• TO DO: Copy everything in the data below exactly except the pictures.

==== DATA EXTRACT ====

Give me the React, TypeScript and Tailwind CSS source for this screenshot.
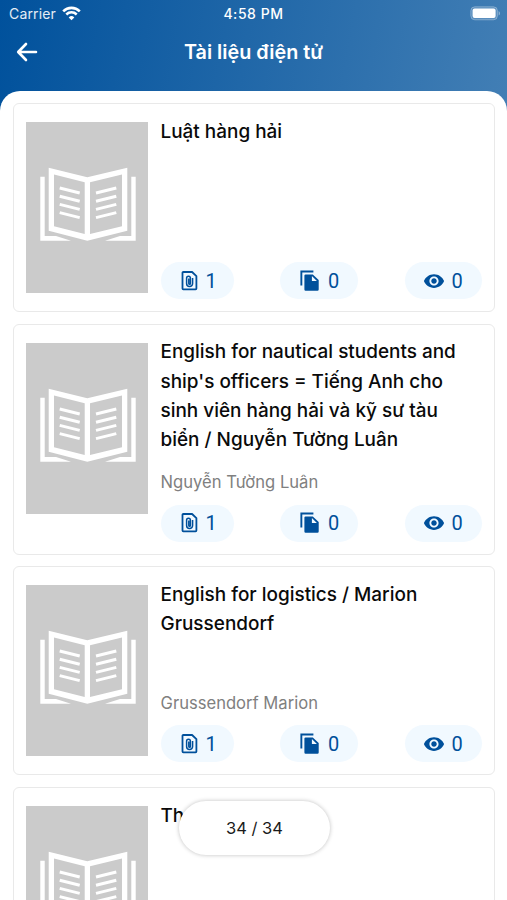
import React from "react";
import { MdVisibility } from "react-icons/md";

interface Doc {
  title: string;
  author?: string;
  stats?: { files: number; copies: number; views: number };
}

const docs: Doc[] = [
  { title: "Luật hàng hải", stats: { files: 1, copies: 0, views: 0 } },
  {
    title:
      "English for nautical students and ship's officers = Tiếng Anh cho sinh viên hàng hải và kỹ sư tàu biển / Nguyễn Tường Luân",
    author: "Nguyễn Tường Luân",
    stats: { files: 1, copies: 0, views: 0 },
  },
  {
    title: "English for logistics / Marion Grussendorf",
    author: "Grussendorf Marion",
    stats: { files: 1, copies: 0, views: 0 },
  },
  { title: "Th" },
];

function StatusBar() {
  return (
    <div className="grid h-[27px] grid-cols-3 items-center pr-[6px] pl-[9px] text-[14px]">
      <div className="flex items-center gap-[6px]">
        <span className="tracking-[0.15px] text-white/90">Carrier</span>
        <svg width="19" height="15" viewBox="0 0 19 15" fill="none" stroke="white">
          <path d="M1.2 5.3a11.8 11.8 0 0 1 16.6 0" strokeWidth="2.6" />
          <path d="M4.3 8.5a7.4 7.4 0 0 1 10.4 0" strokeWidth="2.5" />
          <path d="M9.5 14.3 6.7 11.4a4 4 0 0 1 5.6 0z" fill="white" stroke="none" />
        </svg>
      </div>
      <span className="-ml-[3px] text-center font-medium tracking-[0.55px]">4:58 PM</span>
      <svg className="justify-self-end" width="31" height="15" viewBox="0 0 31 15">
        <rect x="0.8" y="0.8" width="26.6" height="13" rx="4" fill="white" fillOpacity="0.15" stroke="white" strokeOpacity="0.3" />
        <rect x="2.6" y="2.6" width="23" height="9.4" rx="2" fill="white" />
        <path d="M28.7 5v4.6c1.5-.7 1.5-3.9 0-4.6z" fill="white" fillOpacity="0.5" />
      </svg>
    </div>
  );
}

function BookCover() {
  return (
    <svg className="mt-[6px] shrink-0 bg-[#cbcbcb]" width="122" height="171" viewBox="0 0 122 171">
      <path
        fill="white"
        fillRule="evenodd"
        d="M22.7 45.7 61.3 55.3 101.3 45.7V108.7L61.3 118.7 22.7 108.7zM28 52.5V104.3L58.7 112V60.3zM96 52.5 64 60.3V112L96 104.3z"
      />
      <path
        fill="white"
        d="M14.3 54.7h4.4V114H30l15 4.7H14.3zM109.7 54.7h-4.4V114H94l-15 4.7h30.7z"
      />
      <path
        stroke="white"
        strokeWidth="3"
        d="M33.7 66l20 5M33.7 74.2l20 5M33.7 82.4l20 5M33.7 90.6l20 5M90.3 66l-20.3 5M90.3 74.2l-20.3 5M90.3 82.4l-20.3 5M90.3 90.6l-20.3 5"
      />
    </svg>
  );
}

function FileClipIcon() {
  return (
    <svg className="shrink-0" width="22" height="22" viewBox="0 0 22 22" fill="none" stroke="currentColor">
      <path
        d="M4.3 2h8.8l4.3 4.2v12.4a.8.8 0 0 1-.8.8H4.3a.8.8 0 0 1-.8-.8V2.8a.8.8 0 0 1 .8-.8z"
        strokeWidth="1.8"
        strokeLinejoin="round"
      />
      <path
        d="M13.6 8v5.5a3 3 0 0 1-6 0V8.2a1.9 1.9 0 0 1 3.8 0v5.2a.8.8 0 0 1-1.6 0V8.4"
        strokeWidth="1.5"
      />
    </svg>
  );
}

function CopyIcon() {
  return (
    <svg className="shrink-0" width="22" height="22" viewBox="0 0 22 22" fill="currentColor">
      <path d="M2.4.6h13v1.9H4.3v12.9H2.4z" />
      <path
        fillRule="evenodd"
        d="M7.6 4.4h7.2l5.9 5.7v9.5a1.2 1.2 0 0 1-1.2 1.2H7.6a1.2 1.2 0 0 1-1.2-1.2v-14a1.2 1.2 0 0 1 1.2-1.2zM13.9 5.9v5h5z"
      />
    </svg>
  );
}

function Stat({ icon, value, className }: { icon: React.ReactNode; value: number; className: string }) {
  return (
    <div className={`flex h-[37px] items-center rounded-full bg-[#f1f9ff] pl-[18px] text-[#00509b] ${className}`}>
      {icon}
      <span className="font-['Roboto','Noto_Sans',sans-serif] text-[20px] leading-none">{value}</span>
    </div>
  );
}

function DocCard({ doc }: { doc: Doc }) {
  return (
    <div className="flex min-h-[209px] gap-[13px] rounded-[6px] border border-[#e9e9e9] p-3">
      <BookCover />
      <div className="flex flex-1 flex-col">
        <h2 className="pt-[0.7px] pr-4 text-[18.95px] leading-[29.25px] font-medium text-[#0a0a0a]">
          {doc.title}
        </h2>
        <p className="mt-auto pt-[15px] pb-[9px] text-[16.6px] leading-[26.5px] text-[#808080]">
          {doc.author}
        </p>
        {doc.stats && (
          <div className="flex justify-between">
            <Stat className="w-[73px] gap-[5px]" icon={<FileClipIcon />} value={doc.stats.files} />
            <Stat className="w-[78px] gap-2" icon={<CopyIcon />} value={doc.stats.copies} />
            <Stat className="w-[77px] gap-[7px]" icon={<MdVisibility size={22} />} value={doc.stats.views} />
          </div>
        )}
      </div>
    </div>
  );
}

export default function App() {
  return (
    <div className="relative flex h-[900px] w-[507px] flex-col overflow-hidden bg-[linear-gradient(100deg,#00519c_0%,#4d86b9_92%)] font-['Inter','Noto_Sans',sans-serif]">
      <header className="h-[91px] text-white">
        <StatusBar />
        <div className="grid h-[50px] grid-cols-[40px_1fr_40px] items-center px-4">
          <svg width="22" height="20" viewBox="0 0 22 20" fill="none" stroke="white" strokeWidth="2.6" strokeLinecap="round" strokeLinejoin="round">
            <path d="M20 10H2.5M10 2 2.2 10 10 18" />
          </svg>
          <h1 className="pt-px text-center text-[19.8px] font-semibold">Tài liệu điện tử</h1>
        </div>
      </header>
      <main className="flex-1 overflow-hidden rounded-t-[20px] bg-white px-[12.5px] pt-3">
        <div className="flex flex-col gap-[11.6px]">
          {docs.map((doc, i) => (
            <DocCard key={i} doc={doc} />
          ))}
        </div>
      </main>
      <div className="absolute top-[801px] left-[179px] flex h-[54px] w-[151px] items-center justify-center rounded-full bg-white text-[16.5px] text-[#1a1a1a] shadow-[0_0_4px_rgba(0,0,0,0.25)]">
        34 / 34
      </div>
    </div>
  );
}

====

• ANSWER TO THIS TASK:
Give me the React, TypeScript and Tailwind CSS source for this screenshot.
import React from "react";
import { MdVisibility } from "react-icons/md";

interface Doc {
  title: string;
  author?: string;
  stats?: { files: number; copies: number; views: number };
}

const docs: Doc[] = [
  { title: "Luật hàng hải", stats: { files: 1, copies: 0, views: 0 } },
  {
    title:
      "English for nautical students and ship's officers = Tiếng Anh cho sinh viên hàng hải và kỹ sư tàu biển / Nguyễn Tường Luân",
    author: "Nguyễn Tường Luân",
    stats: { files: 1, copies: 0, views: 0 },
  },
  {
    title: "English for logistics / Marion Grussendorf",
    author: "Grussendorf Marion",
    stats: { files: 1, copies: 0, views: 0 },
  },
  { title: "Th" },
];

function StatusBar() {
  return (
    <div className="grid h-[27px] grid-cols-3 items-center pr-[6px] pl-[9px] text-[14px]">
      <div className="flex items-center gap-[6px]">
        <span className="tracking-[0.15px] text-white/90">Carrier</span>
        <svg width="19" height="15" viewBox="0 0 19 15" fill="none" stroke="white">
          <path d="M1.2 5.3a11.8 11.8 0 0 1 16.6 0" strokeWidth="2.6" />
          <path d="M4.3 8.5a7.4 7.4 0 0 1 10.4 0" strokeWidth="2.5" />
          <path d="M9.5 14.3 6.7 11.4a4 4 0 0 1 5.6 0z" fill="white" stroke="none" />
        </svg>
      </div>
      <span className="-ml-[3px] text-center font-medium tracking-[0.55px]">4:58 PM</span>
      <svg className="justify-self-end" width="31" height="15" viewBox="0 0 31 15">
        <rect x="0.8" y="0.8" width="26.6" height="13" rx="4" fill="white" fillOpacity="0.15" stroke="white" strokeOpacity="0.3" />
        <rect x="2.6" y="2.6" width="23" height="9.4" rx="2" fill="white" />
        <path d="M28.7 5v4.6c1.5-.7 1.5-3.9 0-4.6z" fill="white" fillOpacity="0.5" />
      </svg>
    </div>
  );
}

function BookCover() {
  return (
    <svg className="mt-[6px] shrink-0 bg-[#cbcbcb]" width="122" height="171" viewBox="0 0 122 171">
      <path
        fill="white"
        fillRule="evenodd"
        d="M22.7 45.7 61.3 55.3 101.3 45.7V108.7L61.3 118.7 22.7 108.7zM28 52.5V104.3L58.7 112V60.3zM96 52.5 64 60.3V112L96 104.3z"
      />
      <path
        fill="white"
        d="M14.3 54.7h4.4V114H30l15 4.7H14.3zM109.7 54.7h-4.4V114H94l-15 4.7h30.7z"
      />
      <path
        stroke="white"
        strokeWidth="3"
        d="M33.7 66l20 5M33.7 74.2l20 5M33.7 82.4l20 5M33.7 90.6l20 5M90.3 66l-20.3 5M90.3 74.2l-20.3 5M90.3 82.4l-20.3 5M90.3 90.6l-20.3 5"
      />
    </svg>
  );
}

function FileClipIcon() {
  return (
    <svg className="shrink-0" width="22" height="22" viewBox="0 0 22 22" fill="none" stroke="currentColor">
      <path
        d="M4.3 2h8.8l4.3 4.2v12.4a.8.8 0 0 1-.8.8H4.3a.8.8 0 0 1-.8-.8V2.8a.8.8 0 0 1 .8-.8z"
        strokeWidth="1.8"
        strokeLinejoin="round"
      />
      <path
        d="M13.6 8v5.5a3 3 0 0 1-6 0V8.2a1.9 1.9 0 0 1 3.8 0v5.2a.8.8 0 0 1-1.6 0V8.4"
        strokeWidth="1.5"
      />
    </svg>
  );
}

function CopyIcon() {
  return (
    <svg className="shrink-0" width="22" height="22" viewBox="0 0 22 22" fill="currentColor">
      <path d="M2.4.6h13v1.9H4.3v12.9H2.4z" />
      <path
        fillRule="evenodd"
        d="M7.6 4.4h7.2l5.9 5.7v9.5a1.2 1.2 0 0 1-1.2 1.2H7.6a1.2 1.2 0 0 1-1.2-1.2v-14a1.2 1.2 0 0 1 1.2-1.2zM13.9 5.9v5h5z"
      />
    </svg>
  );
}

function Stat({ icon, value, className }: { icon: React.ReactNode; value: number; className: string }) {
  return (
    <div className={`flex h-[37px] items-center rounded-full bg-[#f1f9ff] pl-[18px] text-[#00509b] ${className}`}>
      {icon}
      <span className="font-['Roboto','Noto_Sans',sans-serif] text-[20px] leading-none">{value}</span>
    </div>
  );
}

function DocCard({ doc }: { doc: Doc }) {
  return (
    <div className="flex min-h-[209px] gap-[13px] rounded-[6px] border border-[#e9e9e9] p-3">
      <BookCover />
      <div className="flex flex-1 flex-col">
        <h2 className="pt-[0.7px] pr-4 text-[18.95px] leading-[29.25px] font-medium text-[#0a0a0a]">
          {doc.title}
        </h2>
        <p className="mt-auto pt-[15px] pb-[9px] text-[16.6px] leading-[26.5px] text-[#808080]">
          {doc.author}
        </p>
        {doc.stats && (
          <div className="flex justify-between">
            <Stat className="w-[73px] gap-[5px]" icon={<FileClipIcon />} value={doc.stats.files} />
            <Stat className="w-[78px] gap-2" icon={<CopyIcon />} value={doc.stats.copies} />
            <Stat className="w-[77px] gap-[7px]" icon={<MdVisibility size={22} />} value={doc.stats.views} />
          </div>
        )}
      </div>
    </div>
  );
}

export default function App() {
  return (
    <div className="relative flex h-[900px] w-[507px] flex-col overflow-hidden bg-[linear-gradient(100deg,#00519c_0%,#4d86b9_92%)] font-['Inter','Noto_Sans',sans-serif]">
      <header className="h-[91px] text-white">
        <StatusBar />
        <div className="grid h-[50px] grid-cols-[40px_1fr_40px] items-center px-4">
          <svg width="22" height="20" viewBox="0 0 22 20" fill="none" stroke="white" strokeWidth="2.6" strokeLinecap="round" strokeLinejoin="round">
            <path d="M20 10H2.5M10 2 2.2 10 10 18" />
          </svg>
          <h1 className="pt-px text-center text-[19.8px] font-semibold">Tài liệu điện tử</h1>
        </div>
      </header>
      <main className="flex-1 overflow-hidden rounded-t-[20px] bg-white px-[12.5px] pt-3">
        <div className="flex flex-col gap-[11.6px]">
          {docs.map((doc, i) => (
            <DocCard key={i} doc={doc} />
          ))}
        </div>
      </main>
      <div className="absolute top-[801px] left-[179px] flex h-[54px] w-[151px] items-center justify-center rounded-full bg-white text-[16.5px] text-[#1a1a1a] shadow-[0_0_4px_rgba(0,0,0,0.25)]">
        34 / 34
      </div>
    </div>
  );
}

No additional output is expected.